Hükümet Sözcüsü Çiçek, ''yeni düzenlemeye göre hakim ve savcıların dinlenme yolu değişecek mi? Yine müfettiş talebi yetecek mi? Arttırılacak cezalara somut örnek verebilir misiniz?'' sorusu üzerine, şunları kaydetti:

''yeni bir şey yapmıyoruz bu tasarıda. Zaten 1 Haziran 2005'te yürürlüğe giren Türk Ceza Kanunu'nda bunlar suç. Bu suçların sadece cezalarında arttırıma gidiyoruz. Yeni bir suç ihdas etmiyoruz.

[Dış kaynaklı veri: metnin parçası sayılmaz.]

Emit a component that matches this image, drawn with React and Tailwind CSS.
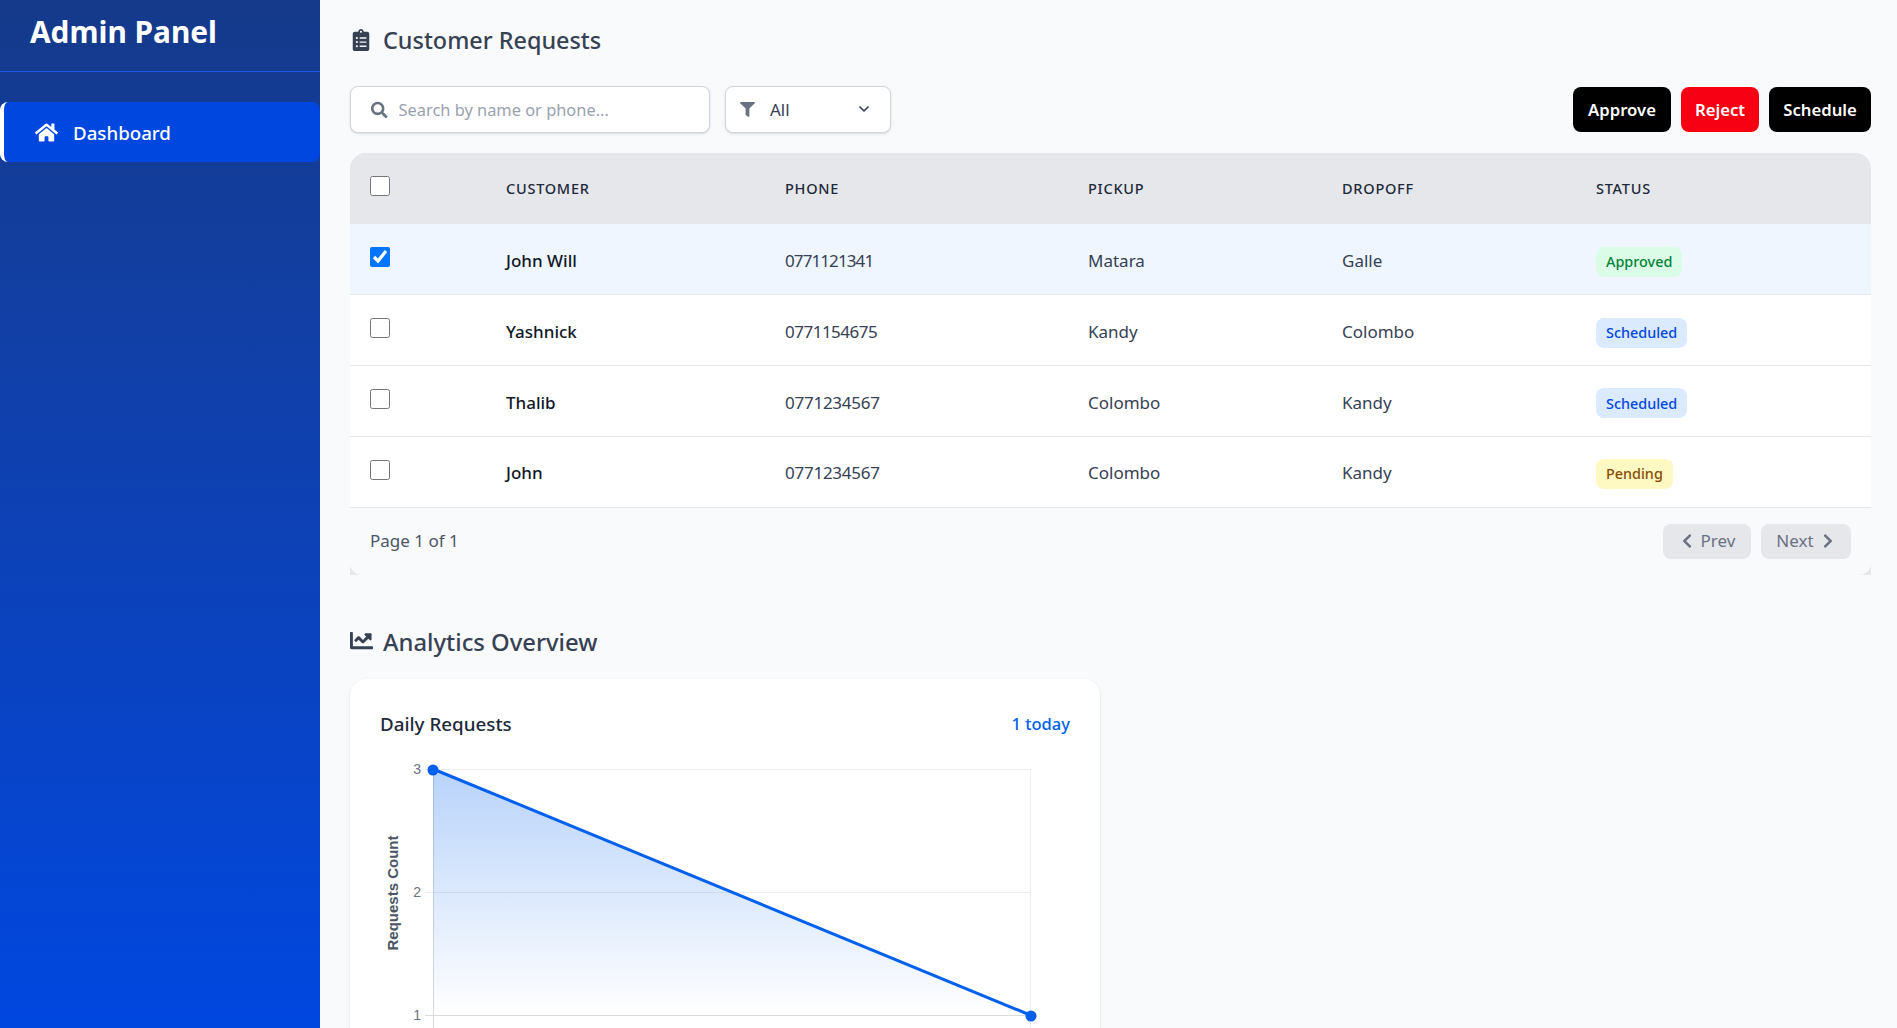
import React from "react";
import { FaClipboardList, FaSearch, FaFilter, FaHome, FaChartLine, FaChevronLeft, FaChevronRight } from "react-icons/fa";
import { ChevronDown } from "lucide-react";

const rows = [
  { name: "John Will", phone: "0771121341", phoneClass: "tracking-[-0.9px]", pickup: "Matara", dropoff: "Galle", status: "Approved", selected: true },
  { name: "Yashnick", phone: "0771154675", phoneClass: "tracking-[-0.5px]", pickup: "Kandy", dropoff: "Colombo", status: "Scheduled" },
  { name: "Thalib", phone: "0771234567", phoneClass: "tracking-[-0.25px]", pickup: "Colombo", dropoff: "Kandy", status: "Scheduled" },
  { name: "John", phone: "0771234567", phoneClass: "tracking-[-0.25px]", pickup: "Colombo", dropoff: "Kandy", status: "Pending" },
];

const badge = {
  Approved: "bg-green-100 text-green-700",
  Scheduled: "bg-[#dbeafe] text-[#0047e0]",
  Pending: "bg-yellow-100 text-yellow-800",
};

function Chart() {
  return (
    <svg width="690" height="330" className="block" viewBox="0 -10 690 330">
      <defs>
        <linearGradient id="fill" x1="0" y1="0" x2="0" y2="1">
          <stop offset="0" stopColor="#0060ee" stopOpacity="0.28" />
          <stop offset="1" stopColor="#0060ee" stopOpacity="0" />
        </linearGradient>
      </defs>
      <g stroke="#eceef2" strokeWidth="1">
        <line x1="45" y1="5.5" x2="650" y2="5.5" />
        <line x1="45" y1="128.5" x2="650" y2="128.5" />
        <line x1="650.5" y1="5" x2="650.5" y2="320" />
      </g>
      <line x1="45" y1="251.5" x2="650" y2="251.5" stroke="#d8dade" />
      <line x1="53.5" y1="5" x2="53.5" y2="320" stroke="#d8dade" />
      <polygon points="53,5 650,251 53,251" fill="url(#fill)" />
      <line x1="53" y1="5" x2="650" y2="251" stroke="#0060ee" strokeWidth="3" />
      <circle cx="53" cy="6" r="5.5" fill="#0060ee" />
      <circle cx="651" cy="252" r="5.5" fill="#0060ee" />
      <g fill="#6b7280" fontSize="14" fontFamily="'Liberation Sans', Arial, sans-serif" textAnchor="end">
        <text x="41" y="10">3</text>
        <text x="41" y="133">2</text>
        <text x="41" y="256">1</text>
      </g>
      <text
        transform="translate(18 129) rotate(-90)"
        textAnchor="middle"
        fill="#4b5563"
        fontSize="15"
        fontWeight="700"
        fontFamily="'Liberation Sans', Arial, sans-serif"
      >
        Requests Count
      </text>
    </svg>
  );
}

export default function App() {
  return (
    <div className="flex h-screen overflow-hidden bg-gray-50 font-['Noto_Sans','Open_Sans',sans-serif]">
      <aside className="w-[320px] shrink-0 bg-gradient-to-b from-[#153a8b] to-[#0047e0] text-white">
        <div className="h-[72px] border-b border-[#1a5ce6] pl-[30px] pt-[12px]">
          <h1 className="text-[29.8px] leading-[40px] font-bold">Admin Panel</h1>
        </div>
        <nav className="pt-[30px]">
          <div className="flex h-[60px] items-center gap-[15px] rounded-lg border-l-4 border-white bg-[#0047e0] pl-[31px] text-[18.7px] font-medium">
            <FaHome className="text-[23px]" />
            <span className="translate-y-[1px]">Dashboard</span>
          </div>
        </nav>
      </aside>

      <main className="min-w-0 flex-1 pl-[30px] pr-[26px]">
        <div className="flex h-[80px] items-center gap-[11px] text-gray-700">
          <FaClipboardList className="text-[22px]" />
          <h2 className="translate-y-[1px] text-[23.4px] font-medium">Customer Requests</h2>
        </div>

        <div className="mt-[6px] flex h-[47px] items-center">
          <div className="flex h-[47px] w-[360px] items-center gap-[11px] rounded-lg border border-gray-300 bg-white pl-[20px] shadow-sm">
            <FaSearch className="text-[18px] text-gray-500" />
            <input
              className="w-full translate-y-[1px] bg-transparent text-[16.4px] text-gray-700 outline-none placeholder:text-gray-400"
              placeholder="Search by name or phone..."
            />
          </div>
          <div className="relative ml-[15px] h-[47px] w-[166px]">
            <FaFilter className="pointer-events-none absolute left-[15px] top-[16px] text-[15px] text-gray-500" />
            <select className="h-full w-full appearance-none rounded-lg border border-gray-300 bg-white pl-[44px] pr-[16px] text-[17px] text-gray-700 shadow-sm outline-none">
              <option>All</option>
            </select>
            <ChevronDown strokeWidth={2.6} className="pointer-events-none absolute right-[19px] top-[15px] h-[16px] w-[16px] text-gray-700" />
          </div>
          <div className="ml-auto flex gap-[10px]">
            <button className="h-[45px] w-[98px] rounded-lg bg-black text-[16.7px] font-semibold text-white">Approve</button>
            <button className="h-[45px] w-[78px] rounded-lg bg-[#f80014] text-[16.7px] font-semibold text-white">Reject</button>
            <button className="h-[45px] w-[102px] rounded-lg bg-black text-[16.7px] font-semibold text-white">Schedule</button>
          </div>
        </div>

        <div className="mt-[20px] overflow-hidden rounded-t-[16px] bg-gray-200">
          <table className="w-full table-fixed border-collapse">
            <colgroup>
              <col className="w-[136px]" />
              <col className="w-[279px]" />
              <col className="w-[303px]" />
              <col className="w-[254px]" />
              <col className="w-[254px]" />
              <col />
            </colgroup>
            <thead className="bg-gray-200">
              <tr className="h-[71px] text-left text-[14.5px] tracking-[0.75px] text-gray-800 uppercase">
                <th className="pl-[20px]"><input type="checkbox" className="block h-5 w-5 -translate-y-[3px]" /></th>
                <th className="pl-[20px] font-medium">Customer</th>
                <th className="pl-[20px] font-medium">Phone</th>
                <th className="pl-[20px] font-medium">Pickup</th>
                <th className="pl-[20px] font-medium">Dropoff</th>
                <th className="pl-[20px] font-medium">Status</th>
              </tr>
            </thead>
            <tbody className="text-[17px] text-gray-700">
              {rows.map((r) => (
                <tr key={r.name} className={`h-[70.75px] border-b border-gray-200 ${r.selected ? "bg-blue-50" : "bg-white"}`}>
                  <td className="pl-[20px]"><input type="checkbox" defaultChecked={!!r.selected} className="block h-5 w-5 -translate-y-[2px]" /></td>
                  <td className="pl-[20px] pt-[3px] font-medium text-gray-900">{r.name}</td>
                  <td className={`pl-[20px] pt-[3px] ${r.phoneClass}`}>{r.phone}</td>
                  <td className="pl-[20px] pt-[3px]">{r.pickup}</td>
                  <td className="pl-[20px] pt-[3px]">{r.dropoff}</td>
                  <td className="pl-[20px] pt-[5px]">
                    <span className={`inline-flex h-[30px] items-center rounded-lg px-[10px] text-[14.4px] font-medium ${badge[r.status]}`}>{r.status}</span>
                  </td>
                </tr>
              ))}
            </tbody>
          </table>
          <div className="flex h-[67px] items-center justify-between rounded-b-[12px] bg-gray-50 px-[20px]">
            <span className="text-[17px] text-gray-600">Page 1 of 1</span>
            <div className="flex gap-[10px]">
              <button className="flex h-[35px] w-[88px] items-center justify-center gap-[6px] rounded-lg bg-gray-200 text-[17px] text-gray-500">
                <FaChevronLeft className="text-[16px]" /> Prev
              </button>
              <button className="flex h-[35px] w-[90px] items-center justify-center gap-[6px] rounded-lg bg-gray-200 text-[17px] text-gray-500">
                Next <FaChevronRight className="text-[16px]" />
              </button>
            </div>
          </div>
        </div>

        <div className="mt-[45px] flex h-[46px] items-center gap-[10px] text-gray-700">
          <FaChartLine className="-translate-y-[2px] text-[23px]" />
          <h2 className="text-[23.8px] font-medium">Analytics Overview</h2>
        </div>

        <div className="mt-[13px] w-[750px] rounded-2xl bg-white px-[30px] pt-[31px] shadow-sm">
          <div className="flex items-center justify-between">
            <h3 className="text-[18.8px] font-medium text-gray-800">Daily Requests</h3>
            <span className="translate-y-[1px] text-[16.5px] font-medium text-[#0060ee]">1 today</span>
          </div>
          <div className="mt-[16px]">
            <Chart />
          </div>
        </div>
      </main>
    </div>
  );
}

Öbür taraftan, bu kanun dışında kalan, ama teknolojideki gelişmeler sebebiyle hem özel hayatın, hem soruşturmanın gizliliğini, hem başkaca kamu düzenini ihlal eden ve suç haline getirilmesi gereken hususlar varsa bunun da ayrı bir düzenleme konusu yapılması gerekiyor. Bu ikinci kısım. Bizim burada söylediğimiz; sadece zaten suç olan, diyelim ki birinci maddede 6 aydan iki yıla kadar veriliyor. Şimdi 6 aydan 2 yıla kadar olunca bunun tecili mümkün, paraya çevrilmesi mümkün. Belki asgarisi 2 yıl olur, azamisini 4 yıl, 5 yıl yapabilirsiniz. Yani bu konuyu tabiatıyla kesin bir hüküm olarak burada ifade edemeyiz, ama cezaların artırılması gerektiği kanaatini taşıyoruz. Geri kalanı TBMM Adalet Komisyonu'nda, diğer komisyonlarda tartışılır, uzlaşma ile belli bir süre tespit edilebilir. Bu ikisi birbirinden farklı bir olay. Biz mevcut, şimdi sevk ettiğimiz tasarıda 132, 133, 134 ve 285. maddelerde ceza arttırımına gitmiş oluyoruz'' dedi.